My brother and our two best friends – who are also brothers – were obsessed with the sport by late 1993, and this game only served to further our addiction. After playing NHLPA 93 for so long, the next year’s installment was a huge step up in quality. Players seemed to maneuver far better than previous EA NHL games, and even the smallest touch of having both licensed players AND teams added a huge dimension to the game overall.
In terms of new features, NHL 94 hit it out of the park. This was the first of the franchise to feature one-timers; a quick shot taken directly off of a pass from a teammate. This new tactic opened up a whole new set of scoring possibilities and gave the game a more realistic feel to what you’d see in real life. Playoffs and Shootout modes were also added for variety, but perhaps the most important addition was the inclusion of a few team-specific goal songs. You don’t know real hockey history until you’ve heard a digital representation of Brass Bonanza after scoring with the Hartford Whalers.
While the game kept a basic set of stats on its virtual scoreboard, we took it to a whole new level by keeping track of goals for each player, goalie GAA, and a few other numbers. In the summer of 1994, since these games were yet to feature a “season mode,” we even went as far as to find a copy of the upcoming NHL schedule and create our own “league” play in which we each chose a team and played out the schedule they were given. I fail to remember how far into the playoffs I took my Buffalo Sabres, but I know I enjoyed every second of it. Well, that’s not entirely true.
You see, my brother had discovered a gamebreaker. At first, it seemed to be a fluke. After repeated usage, it became a nuisance. We simply called it “The Spot.”

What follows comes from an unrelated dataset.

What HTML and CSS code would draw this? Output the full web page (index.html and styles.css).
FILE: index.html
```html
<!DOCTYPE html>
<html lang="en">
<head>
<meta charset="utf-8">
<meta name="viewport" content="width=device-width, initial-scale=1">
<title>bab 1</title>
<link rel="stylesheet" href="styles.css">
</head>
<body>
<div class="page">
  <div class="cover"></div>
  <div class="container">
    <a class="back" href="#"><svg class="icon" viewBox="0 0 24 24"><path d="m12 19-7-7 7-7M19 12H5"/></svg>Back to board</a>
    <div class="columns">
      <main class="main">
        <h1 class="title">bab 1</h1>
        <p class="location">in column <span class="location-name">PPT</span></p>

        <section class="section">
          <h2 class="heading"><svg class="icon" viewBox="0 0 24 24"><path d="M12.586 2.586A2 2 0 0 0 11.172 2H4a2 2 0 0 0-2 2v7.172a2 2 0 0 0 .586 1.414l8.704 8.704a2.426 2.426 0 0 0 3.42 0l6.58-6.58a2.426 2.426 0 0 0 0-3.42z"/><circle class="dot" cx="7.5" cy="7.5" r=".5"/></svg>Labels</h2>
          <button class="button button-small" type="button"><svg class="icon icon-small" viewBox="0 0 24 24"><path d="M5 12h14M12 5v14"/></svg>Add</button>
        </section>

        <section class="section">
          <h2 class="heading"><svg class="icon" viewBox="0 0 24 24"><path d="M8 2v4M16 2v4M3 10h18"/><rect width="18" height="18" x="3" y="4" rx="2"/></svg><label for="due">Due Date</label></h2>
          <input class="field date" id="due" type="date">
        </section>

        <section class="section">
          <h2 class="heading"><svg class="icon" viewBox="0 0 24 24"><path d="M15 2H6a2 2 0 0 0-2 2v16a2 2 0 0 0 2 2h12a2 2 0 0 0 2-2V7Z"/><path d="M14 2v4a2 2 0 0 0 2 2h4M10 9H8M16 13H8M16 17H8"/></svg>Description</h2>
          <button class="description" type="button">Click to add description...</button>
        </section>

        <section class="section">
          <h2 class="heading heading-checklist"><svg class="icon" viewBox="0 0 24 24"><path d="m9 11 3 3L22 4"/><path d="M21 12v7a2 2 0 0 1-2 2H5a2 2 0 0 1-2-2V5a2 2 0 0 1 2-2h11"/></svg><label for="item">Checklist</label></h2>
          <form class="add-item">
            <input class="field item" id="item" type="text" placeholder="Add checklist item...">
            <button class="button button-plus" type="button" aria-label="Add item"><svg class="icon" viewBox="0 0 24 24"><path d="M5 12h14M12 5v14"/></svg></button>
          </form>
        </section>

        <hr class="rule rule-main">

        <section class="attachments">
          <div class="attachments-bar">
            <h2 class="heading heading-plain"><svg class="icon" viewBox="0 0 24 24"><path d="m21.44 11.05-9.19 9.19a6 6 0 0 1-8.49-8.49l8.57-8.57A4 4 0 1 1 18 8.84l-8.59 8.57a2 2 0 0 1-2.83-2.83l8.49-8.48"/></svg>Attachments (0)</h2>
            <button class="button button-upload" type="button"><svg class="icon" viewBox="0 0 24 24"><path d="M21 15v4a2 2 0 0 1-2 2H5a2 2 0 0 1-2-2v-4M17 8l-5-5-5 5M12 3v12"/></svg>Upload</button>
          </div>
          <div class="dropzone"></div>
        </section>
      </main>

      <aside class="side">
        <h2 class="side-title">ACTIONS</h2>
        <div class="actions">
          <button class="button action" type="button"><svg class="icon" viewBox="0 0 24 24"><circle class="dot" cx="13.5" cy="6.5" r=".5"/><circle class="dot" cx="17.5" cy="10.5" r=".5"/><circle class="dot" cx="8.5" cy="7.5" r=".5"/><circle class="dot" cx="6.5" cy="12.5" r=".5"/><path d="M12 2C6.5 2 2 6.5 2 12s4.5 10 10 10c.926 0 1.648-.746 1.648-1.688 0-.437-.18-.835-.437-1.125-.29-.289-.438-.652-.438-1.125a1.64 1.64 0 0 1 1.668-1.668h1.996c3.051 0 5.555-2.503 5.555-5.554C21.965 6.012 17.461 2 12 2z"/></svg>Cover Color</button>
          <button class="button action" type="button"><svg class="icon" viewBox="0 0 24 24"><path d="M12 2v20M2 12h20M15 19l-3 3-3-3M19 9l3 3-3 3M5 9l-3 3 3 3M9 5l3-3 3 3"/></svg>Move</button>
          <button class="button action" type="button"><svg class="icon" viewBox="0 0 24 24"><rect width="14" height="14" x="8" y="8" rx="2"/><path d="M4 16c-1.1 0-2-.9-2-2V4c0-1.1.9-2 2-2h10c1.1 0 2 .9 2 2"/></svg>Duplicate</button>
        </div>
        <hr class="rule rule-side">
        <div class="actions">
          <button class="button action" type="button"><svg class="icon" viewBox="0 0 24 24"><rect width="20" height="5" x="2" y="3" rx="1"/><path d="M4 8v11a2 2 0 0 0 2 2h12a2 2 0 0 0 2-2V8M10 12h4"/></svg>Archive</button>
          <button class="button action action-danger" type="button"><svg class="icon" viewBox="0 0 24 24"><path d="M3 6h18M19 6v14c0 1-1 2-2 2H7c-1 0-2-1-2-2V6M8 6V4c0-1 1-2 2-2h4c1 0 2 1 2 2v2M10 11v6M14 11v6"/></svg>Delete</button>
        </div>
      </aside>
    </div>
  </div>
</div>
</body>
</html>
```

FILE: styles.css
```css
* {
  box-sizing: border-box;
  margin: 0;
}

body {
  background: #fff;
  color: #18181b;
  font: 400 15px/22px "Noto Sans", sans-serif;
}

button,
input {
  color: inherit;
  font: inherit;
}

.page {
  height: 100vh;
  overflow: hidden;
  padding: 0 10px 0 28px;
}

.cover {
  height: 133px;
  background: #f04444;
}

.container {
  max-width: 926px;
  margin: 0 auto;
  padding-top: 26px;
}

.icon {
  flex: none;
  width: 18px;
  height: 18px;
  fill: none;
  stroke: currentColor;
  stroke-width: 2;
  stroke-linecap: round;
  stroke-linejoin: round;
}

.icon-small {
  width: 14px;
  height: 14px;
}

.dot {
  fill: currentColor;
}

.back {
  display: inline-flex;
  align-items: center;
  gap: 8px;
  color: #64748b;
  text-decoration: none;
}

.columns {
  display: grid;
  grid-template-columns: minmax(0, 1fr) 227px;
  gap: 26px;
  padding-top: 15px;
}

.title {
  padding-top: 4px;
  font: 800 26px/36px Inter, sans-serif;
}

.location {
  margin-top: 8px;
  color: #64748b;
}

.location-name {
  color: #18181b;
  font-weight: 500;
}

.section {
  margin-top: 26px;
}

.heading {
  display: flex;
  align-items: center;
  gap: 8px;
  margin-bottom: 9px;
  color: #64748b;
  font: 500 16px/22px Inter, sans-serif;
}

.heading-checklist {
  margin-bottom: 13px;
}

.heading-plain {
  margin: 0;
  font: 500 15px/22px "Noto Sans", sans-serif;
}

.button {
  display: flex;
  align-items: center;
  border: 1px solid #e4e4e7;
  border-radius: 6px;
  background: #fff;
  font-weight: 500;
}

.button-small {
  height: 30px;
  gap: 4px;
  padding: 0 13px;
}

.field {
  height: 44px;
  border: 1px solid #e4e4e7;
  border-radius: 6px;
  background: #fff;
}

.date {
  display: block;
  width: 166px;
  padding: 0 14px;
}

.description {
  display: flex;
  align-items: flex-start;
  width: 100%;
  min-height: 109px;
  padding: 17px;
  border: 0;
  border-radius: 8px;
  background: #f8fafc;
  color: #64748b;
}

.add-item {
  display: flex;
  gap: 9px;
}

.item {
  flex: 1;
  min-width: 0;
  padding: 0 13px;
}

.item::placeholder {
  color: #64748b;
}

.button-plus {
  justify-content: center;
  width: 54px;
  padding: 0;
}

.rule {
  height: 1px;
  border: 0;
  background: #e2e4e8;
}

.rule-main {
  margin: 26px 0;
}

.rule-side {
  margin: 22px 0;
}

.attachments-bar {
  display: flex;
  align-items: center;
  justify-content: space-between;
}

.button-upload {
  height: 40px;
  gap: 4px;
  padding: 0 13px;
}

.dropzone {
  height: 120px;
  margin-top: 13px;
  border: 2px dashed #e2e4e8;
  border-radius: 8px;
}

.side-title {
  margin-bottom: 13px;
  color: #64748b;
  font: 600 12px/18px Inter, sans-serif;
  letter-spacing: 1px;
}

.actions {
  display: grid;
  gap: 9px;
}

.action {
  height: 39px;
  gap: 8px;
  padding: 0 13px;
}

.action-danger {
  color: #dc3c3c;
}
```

Basically, you could take just about any player with a decent ranking, skate him just over the blue line slightly off-center, and hold Down on the D-pad while ripping a full power slapshot to score almost eighty percent of the time. Some players in the game were more successful at the technique and, since my brother had discovered this, he was the first to employ it liberally with said players. At one point, he was not against using Sergio Momesso of the Vancouver Canucks repeatedly for this very purpose. Every time the puck would slide through the goalie, he would assuredly scream out “MOMESSO POWER” in honor of the event.
Eventually, we had to take action and create limitations to using this tactic, especially while playing head-to-head games. Future years’ titles would have their own bugs to govern, but “The Spot” would always remain the one that none of us would ever forget. Even to this day, whenever we see a real NHL goal of similar fashion, we all either yell out “THE SPOT” or “MOMESSO POWER” in tribute.

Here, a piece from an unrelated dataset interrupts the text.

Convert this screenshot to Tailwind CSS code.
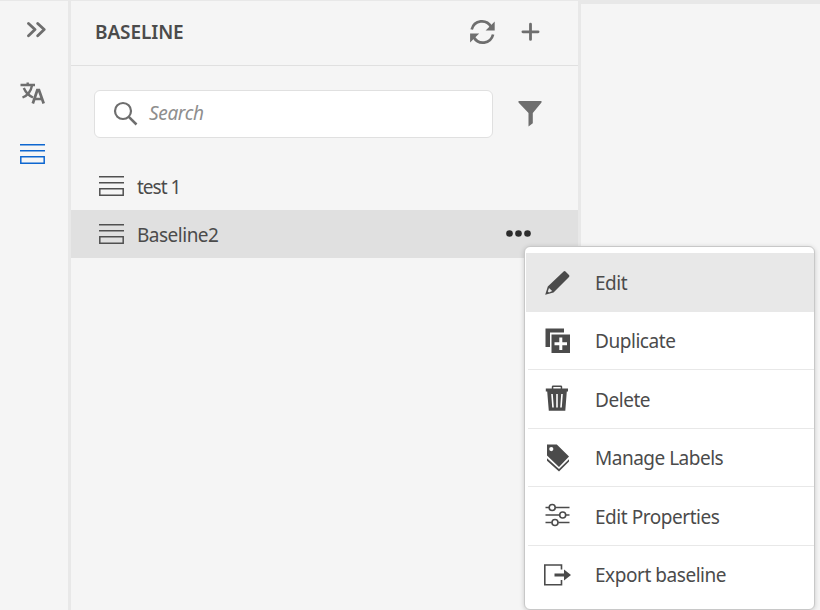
<!DOCTYPE html>
<html lang="en">
<head>
<meta charset="utf-8">
<title>Baseline</title>
<script src="https://cdn.jsdelivr.net/npm/@tailwindcss/browser@4"></script>
</head>
<body class="relative flex h-[610px] w-[820px] overflow-hidden bg-[#f5f5f5] font-['Noto_Sans','Open_Sans',sans-serif] text-[19px] text-[#4b4b4b]">
<nav class="flex w-[71px] shrink-0 flex-col border-t border-r-3 border-t-[#e8e8e8] border-r-[#e8e8e8] pt-[19px] pl-5">
  <svg class="ml-[6px] h-5 w-5" viewBox="0 0 20 20" fill="none" stroke="#6e6e6e" stroke-width="2.8" stroke-linecap="round" stroke-linejoin="round"><path d="M2.5 3.4 9 9.6 2.5 15.8M11.7 3.4 18.2 9.6 11.7 15.8"/></svg>
  <svg class="mt-[42px] h-6 w-[26px]" viewBox="0 0 26 24" fill="none" stroke="#6e6e6e" stroke-width="2.400"><path d="M.5 3H15M7.7.5V3M12 3.5C11 9 7.500 13.500 2.500 15.500M3.800 6C5.500 10 8.500 13.500 13 15.500"/><path d="M12.800 21.500 17.300 8.200H19L23.700 21.500M14 17H22.200" stroke-width="2.700"/></svg>
  <svg class="mt-[37px] h-[22px] w-[25px]" viewBox="0 0 25 22" fill="none" stroke="#0d66d0" stroke-width="1.5"><path d="M0 1.750H25M0 7.750H25M.8 13.750H24.200V20.200H.8Z"/></svg>
</nav>
<section class="flex w-[510px] shrink-0 flex-col border-t border-r-3 border-t-[#e8e8e8] border-r-[#e8e8e8]">
  <header class="flex h-[65px] items-center border-b border-[#e0e0e0] pr-[38px] pb-[3px] pl-6">
    <h1 class="flex-1 pt-[2px] text-[19px] font-semibold tracking-[-0.1px]">BASELINE</h1>
    <svg class="h-[26px] w-[26px]" viewBox="0 0 26 26" fill="none" stroke="#6e6e6e" stroke-width="2.700"><path d="M2.700 10.500C5.200.8 17.400 -.5 22.200 8M24.100 15.500C21.600 25.200 9.400 26.500 4.600 18"/><path d="M25.700 2.500V11.500H16.600ZM1.100 23.500V14.500H10.200Z" fill="#6e6e6e" stroke="none"/></svg>
    <svg class="ml-[25px] h-5 w-5" viewBox="0 0 20 20" fill="none" stroke="#6e6e6e" stroke-width="2.800" stroke-linecap="round"><path d="M2.900 9.800H18.100M10.500 2.200V17.400"/></svg>
  </header>
  <div class="mt-6 flex h-12 items-center pl-[23px]">
    <div class="flex h-12 w-[399px] items-center rounded-[6px] border border-[#e0e0e0] bg-white pl-[18px]">
      <svg class="h-[26px] w-[26px]" viewBox="0 0 26 26" fill="none" stroke="#6e6e6e" stroke-width="2.200"><circle cx="10" cy="10" r="8"/><path d="M15.800 15.800 23.500 23.500" stroke-width="2.500"/></svg>
      <span class="ml-[10px] pb-[2px] text-[#8e8e8e] italic tracking-[-0.350px]">Search</span>
    </div>
    <svg class="ml-[25px] h-[26px] w-6" viewBox="0 0 24 26" fill="#6e6e6e"><path d="M.5 0H23.500V1.500L14.800 12V22.300L10.500 25.500V12L.5 1.500Z"/></svg>
  </div>
  <ul class="mt-6">
    <li class="flex h-12 items-center pl-7">
      <svg class="h-[22px] w-[25px]" viewBox="0 0 25 22" fill="none" stroke="#505050" stroke-width="1.500"><path d="M0 1.750H25M0 7.750H25M.8 13.750H24.200V20.200H.8Z"/></svg>
      <span class="ml-[13px] pt-[2px] tracking-[-1px]">test 1</span>
    </li>
    <li class="flex h-12 items-center bg-[#e0e0e0] pr-[46px] pl-7">
      <svg class="h-[22px] w-[25px]" viewBox="0 0 25 22" fill="none" stroke="#505050" stroke-width="1.500"><path d="M0 1.750H25M0 7.750H25M.8 13.750H24.200V20.200H.8Z"/></svg>
      <span class="ml-[13px] flex-1 pt-[2px] tracking-[-0.500px]">Baseline2</span>
      <svg class="h-2 w-[26px]" viewBox="0 0 26 8" fill="#2c2c2c"><circle cx="3.500" cy="3.500" r="3.300"/><circle cx="12.500" cy="3.500" r="3.300"/><circle cx="21.500" cy="3.500" r="3.300"/></svg>
    </li>
  </ul>
</section>
<main class="flex-1 border-t-4 border-[#e8e8e8]"></main>
<div class="absolute top-[246px] left-[524px] flex h-[364px] w-[291px] flex-col rounded-[6px] border border-[#c8c8c8] bg-white pt-[6px] pl-px tracking-[-0.450px] shadow-[0_1px_5px_rgba(0,0,0,0.18)]">
  <div class="flex h-[59px] items-center bg-[#e8e8e8] pl-[17px]">
    <svg class="h-[30px] w-[30px]" viewBox="0 0 30 30"><path d="M2.200 26.700 4.800 18.600 20.600 3.400Q21.500 2.500 22.500 3.400L26 7Q26.900 8 26 8.900L10.500 24.400Z" fill="#4b4b4b"/><path d="M4.800 23.600 6 19.900 9.200 23.100 6 24.500Z" fill="#e8e8e8"/></svg>
    <span class="ml-[22px] pt-[2px]">Edit</span>
  </div>
  <div class="ml-[2px] flex h-[58px] items-center border-b border-[#e8e8e8] pl-[15px]">
    <svg class="h-[30px] w-[30px]" viewBox="0 0 30 30" fill="#4b4b4b"><path d="M2.500 2.500H21V6.500H7V21H2.500Z"/><path d="M8.500 8.500H27V27H8.500Z"/><path d="M17.800 11.500V24M11.500 17.800H24" stroke="#fff" stroke-width="3"/></svg>
    <span class="ml-[22px] pt-[2px]">Duplicate</span>
  </div>
  <div class="ml-[2px] flex h-[59px] items-center border-b border-[#e8e8e8] pl-[15px]">
    <svg class="h-[30px] w-[30px]" viewBox="0 0 30 30" fill="#4b4b4b"><path d="M2.800 4.500H8.800V2.500Q9 1.500 10 1.500H18Q19 1.500 19.200 2.500V4.500H25V7.500H23.800L22.300 26.800H5.800L4.200 7.500H2.800ZM10.300 4.500H17.700V3H10.300Z" fill-rule="evenodd"/><path d="M9 10 10 23.500M14 10V23.500M19 10 18 23.500" stroke="#fff" stroke-width="1.600" fill="none"/></svg>
    <span class="ml-[22px] pt-[2px]">Delete</span>
  </div>
  <div class="ml-[2px] flex h-[58px] items-center border-b border-[#e8e8e8] pl-[15px]">
    <svg class="h-[30px] w-[30px]" viewBox="0 0 30 30" fill="#4b4b4b"><path d="M4 1.500H13.800L26 13.600 16 24 4 12.500ZM8.300 4A2.100 2.100 0 1 0 8.300 8.200 2.100 2.100 0 1 0 8.300 4Z" fill-rule="evenodd"/><path d="M4 15.200V17.800L16 28.500 26 18.500V16.200L16 26Z"/></svg>
    <span class="ml-[22px] pt-[2px] tracking-[-0.500px]">Manage Labels</span>
  </div>
  <div class="ml-[2px] flex h-[59px] items-center border-b border-[#e8e8e8] pl-[15px]">
    <svg class="h-[30px] w-[30px]" viewBox="0 0 30 30" fill="none" stroke="#4b4b4b" stroke-width="1.600"><path d="M2.500 6.500H6M12.500 6.500H26.500M2.500 14H16.500M23 14H26.500M2.500 21.500H8.800M15.300 21.500H26.500"/><circle cx="9.200" cy="6.500" r="3"/><circle cx="19.700" cy="14" r="3"/><circle cx="12" cy="21.500" r="3"/></svg>
    <span class="ml-[22px] pt-[2px]">Edit Properties</span>
  </div>
  <div class="ml-[2px] flex h-[59px] items-center pl-[15px]">
    <svg class="h-[30px] w-[30px]" viewBox="0 0 30 30" fill="none" stroke="#4b4b4b" stroke-width="1.600"><path d="M18.500 8.500V4H1.800V23.800H18.500V19"/><path d="M11.500 12.500H21V8.500L28 14 21 19.500V15.500H11.500Z" fill="#4b4b4b" stroke="none"/></svg>
    <span class="ml-[22px]">Export baseline</span>
  </div>
</div>
</body>
</html>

Hockey games have become more realistic over the course of time, and have certainly taken on a more authentic feel, but in terms of fun and satisfaction, I don’t think any of them can compare to this one. It had all the makings of a great game that was easy to pick up and play, and the memories I created with my friends will never leave me. I have yet to have as much fun in a sports game – or any other competitive game – since, and it is those factors that put NHL 94 at the number eight slot in my Top 10 of All-Time.
PS – To this day, I continue to play hockey. It’s probably right beneath video games amongst my interests. It is also the source of my nickname of “Boots,” but that’s a story for another time.